In a body with multiple faces it's a most dramatic question. And it provides an excellent chance to portray both action and suspense. Remember conflict. Think conflict first. Get those multiple faces to stick their tongues out at one another.

Then build the action and the suspense, as the distinctions between the personalities grow more severe and ominous.

Sometimes the multiple-faces approach can take a bizarre twist. Suppose a character wishes to remain forever young, never to grow old or whither. He wants to stand nature on its head. No multiple faces here, right? One man, one desire, one personality.

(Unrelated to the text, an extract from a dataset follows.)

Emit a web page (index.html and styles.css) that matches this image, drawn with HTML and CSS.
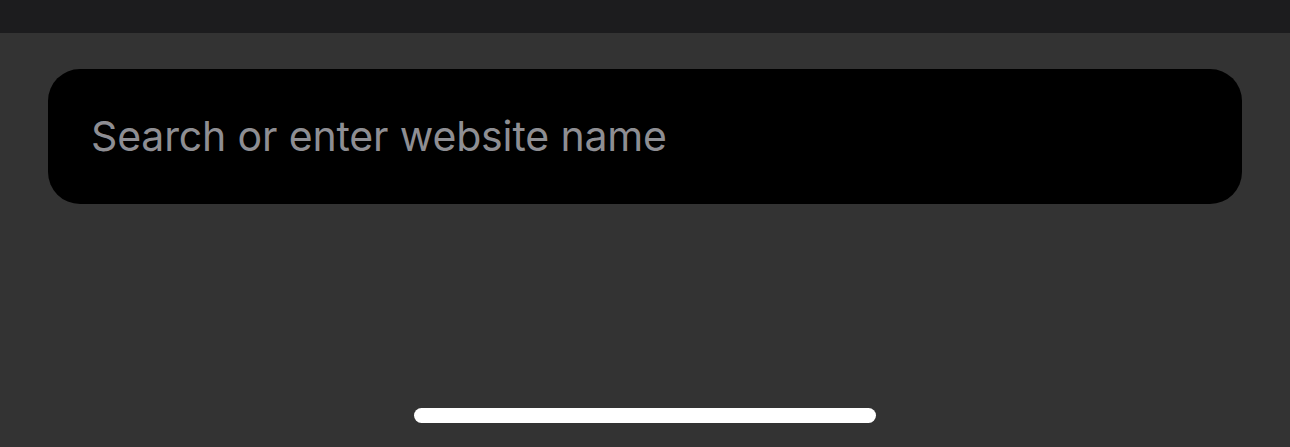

But what if... his valued portrait begins to show age signs even as he stays young? This, of course, is the story in Oscar Wilde's The Picture of Dorian Gray. The conflict comes between the character, Dorian Gray, and his portrait. The man remains young, the portrait ages. Still multiple faces, just different because one is within the human body and the other is outside of it. But the faces are in conflict, and this is a springboard for action (hiding the portrait, making excuses for it, deciding to destroy it) and suspense (what will happen when the portrait is seen or destroyed?). Wilde builds his character by showing an ever-more dissolute Dorian Gray thumbing his nose at nature, secure that his youth will be perpetual, and as the character builds so do the action and the suspense.